→ Material
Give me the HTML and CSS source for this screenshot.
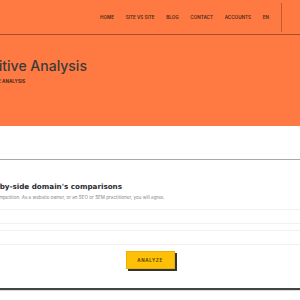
FILE: index.html
```html
<!DOCTYPE html>
<html lang="en">
<head>
  <meta charset="UTF-8">
  <meta name="viewport" content="width=device-width, initial-scale=1.0">
  <title>Competitive Analysis</title>
  <link rel="stylesheet" href="styles.css">
</head>
<body>

    <!-- Header Section -->
    <header class="header">
        <nav class="nav-bar">
            <a href="#">Home</a>
            <a href="#">Site vs Site</a>
            <a href="#">Blog</a>
            <a href="#">Contact</a>
            <a href="#">Accounts</a>
            <a href="#">EN</a>
        </nav>
        <div class="nav-divider"></div>
    </header>

    <!-- Page Title -->
    <section class="hero">
        <h1>Competitive Analysis</h1>
        <p class="crumb">Competitive Analysis</p>
    </section>

    <!-- Compare Form -->
    <section class="compare">
        <div class="compare-top"></div>
        <h2>Side-by-side domain's comparisons</h2>
        <p class="lead">Know your competition. As a website owner, or an SEO or SEM practitioner, you will agree.</p>
        <form class="compare-form">
            <input type="text" class="field">
            <input type="text" class="field">
            <button type="button" class="btn-analyze">Analyze</button>
        </form>
    </section>

    <footer class="footer"></footer>
</body>
</html>
```

FILE: styles.css
```css
/* Basic page styling */
body {
  font-family: Inter, "Noto Sans", sans-serif;
  margin: 0;
  padding: 0;
  background-color: #ffffff;
  color: #333333;
  overflow: hidden;
}

/* Header Styling */
.header {
  display: flex;
  justify-content: flex-end;
  align-items: center;
  height: 34px;
  background-color: #ff7a43;
  border-bottom: 1px solid #a3502c;
}

.nav-bar {
  display: flex;
  gap: 11.7px;
}

.nav-bar a {
  color: #4a2a1a;
  text-decoration: none;
  font-size: 4.6px;
  font-weight: 600;
  text-transform: uppercase;
}

.nav-divider {
  width: 1px;
  height: 29px;
  margin-left: 12px;
  margin-right: 18px;
  background-color: #c25a30;
}

/* Title Section */
.hero {
  background-color: #ff7a43;
  height: 91px;
  padding-top: 22px;
  box-sizing: border-box;
}

.hero h1 {
  margin: 0 0 0 -54px;
  font-size: 14px;
  font-weight: 500;
  line-height: 18px;
  color: #3a3a3a;
}

.crumb {
  margin: 4px 0 0 -31px;
  font-size: 4.6px;
  font-weight: 700;
  text-transform: uppercase;
  color: #4a2a1a;
}

/* Compare Section */
.compare-top {
  height: 33px;
  border-bottom: 1px solid #a8a8a8;
}

.compare h2 {
  margin: 22px 0 0 -21px;
  font-family: "DejaVu Sans", sans-serif;
  font-size: 7.2px;
  font-weight: bold;
  color: #2a2a33;
}

.lead {
  margin: 4px 0 0 -31px;
  font-size: 4.6px;
  color: #888888;
}

.compare-form {
  display: flex;
  flex-direction: column;
  align-items: center;
  margin-top: 9px;
}

.field {
  display: block;
  width: 100%;
  height: 15px;
  margin: 0 0 6px;
  box-sizing: border-box;
  border: 1px solid #f1f1f1;
  border-left: none;
  border-right: none;
  background-color: #ffffff;
}

.btn-analyze {
  margin-top: 0;
  width: 49px;
  height: 18px;
  border: 1px solid #e8b000;
  background-color: #ffc107;
  box-shadow: 2px 2px 0 #333333;
  font-family: Inter, sans-serif;
  font-size: 4.5px;
  font-weight: 700;
  letter-spacing: 0.6px;
  text-transform: uppercase;
  color: #5a4300;
  cursor: pointer;
}

.footer {
  margin-top: 19px;
  height: 2px;
  background-color: #444444;
  border-bottom: 1px solid #dddddd;
}
```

→ Exercise objective
Write out the data precisely as given, excluding the pictures.

→ Reply
Give me the HTML and CSS source for this screenshot.
FILE: index.html
```html
<!DOCTYPE html>
<html lang="en">
<head>
  <meta charset="UTF-8">
  <meta name="viewport" content="width=device-width, initial-scale=1.0">
  <title>Competitive Analysis</title>
  <link rel="stylesheet" href="styles.css">
</head>
<body>

    <!-- Header Section -->
    <header class="header">
        <nav class="nav-bar">
            <a href="#">Home</a>
            <a href="#">Site vs Site</a>
            <a href="#">Blog</a>
            <a href="#">Contact</a>
            <a href="#">Accounts</a>
            <a href="#">EN</a>
        </nav>
        <div class="nav-divider"></div>
    </header>

    <!-- Page Title -->
    <section class="hero">
        <h1>Competitive Analysis</h1>
        <p class="crumb">Competitive Analysis</p>
    </section>

    <!-- Compare Form -->
    <section class="compare">
        <div class="compare-top"></div>
        <h2>Side-by-side domain's comparisons</h2>
        <p class="lead">Know your competition. As a website owner, or an SEO or SEM practitioner, you will agree.</p>
        <form class="compare-form">
            <input type="text" class="field">
            <input type="text" class="field">
            <button type="button" class="btn-analyze">Analyze</button>
        </form>
    </section>

    <footer class="footer"></footer>
</body>
</html>
```

FILE: styles.css
```css
/* Basic page styling */
body {
  font-family: Inter, "Noto Sans", sans-serif;
  margin: 0;
  padding: 0;
  background-color: #ffffff;
  color: #333333;
  overflow: hidden;
}

/* Header Styling */
.header {
  display: flex;
  justify-content: flex-end;
  align-items: center;
  height: 34px;
  background-color: #ff7a43;
  border-bottom: 1px solid #a3502c;
}

.nav-bar {
  display: flex;
  gap: 11.7px;
}

.nav-bar a {
  color: #4a2a1a;
  text-decoration: none;
  font-size: 4.6px;
  font-weight: 600;
  text-transform: uppercase;
}

.nav-divider {
  width: 1px;
  height: 29px;
  margin-left: 12px;
  margin-right: 18px;
  background-color: #c25a30;
}

/* Title Section */
.hero {
  background-color: #ff7a43;
  height: 91px;
  padding-top: 22px;
  box-sizing: border-box;
}

.hero h1 {
  margin: 0 0 0 -54px;
  font-size: 14px;
  font-weight: 500;
  line-height: 18px;
  color: #3a3a3a;
}

.crumb {
  margin: 4px 0 0 -31px;
  font-size: 4.6px;
  font-weight: 700;
  text-transform: uppercase;
  color: #4a2a1a;
}

/* Compare Section */
.compare-top {
  height: 33px;
  border-bottom: 1px solid #a8a8a8;
}

.compare h2 {
  margin: 22px 0 0 -21px;
  font-family: "DejaVu Sans", sans-serif;
  font-size: 7.2px;
  font-weight: bold;
  color: #2a2a33;
}

.lead {
  margin: 4px 0 0 -31px;
  font-size: 4.6px;
  color: #888888;
}

.compare-form {
  display: flex;
  flex-direction: column;
  align-items: center;
  margin-top: 9px;
}

.field {
  display: block;
  width: 100%;
  height: 15px;
  margin: 0 0 6px;
  box-sizing: border-box;
  border: 1px solid #f1f1f1;
  border-left: none;
  border-right: none;
  background-color: #ffffff;
}

.btn-analyze {
  margin-top: 0;
  width: 49px;
  height: 18px;
  border: 1px solid #e8b000;
  background-color: #ffc107;
  box-shadow: 2px 2px 0 #333333;
  font-family: Inter, sans-serif;
  font-size: 4.5px;
  font-weight: 700;
  letter-spacing: 0.6px;
  text-transform: uppercase;
  color: #5a4300;
  cursor: pointer;
}

.footer {
  margin-top: 19px;
  height: 2px;
  background-color: #444444;
  border-bottom: 1px solid #dddddd;
}
```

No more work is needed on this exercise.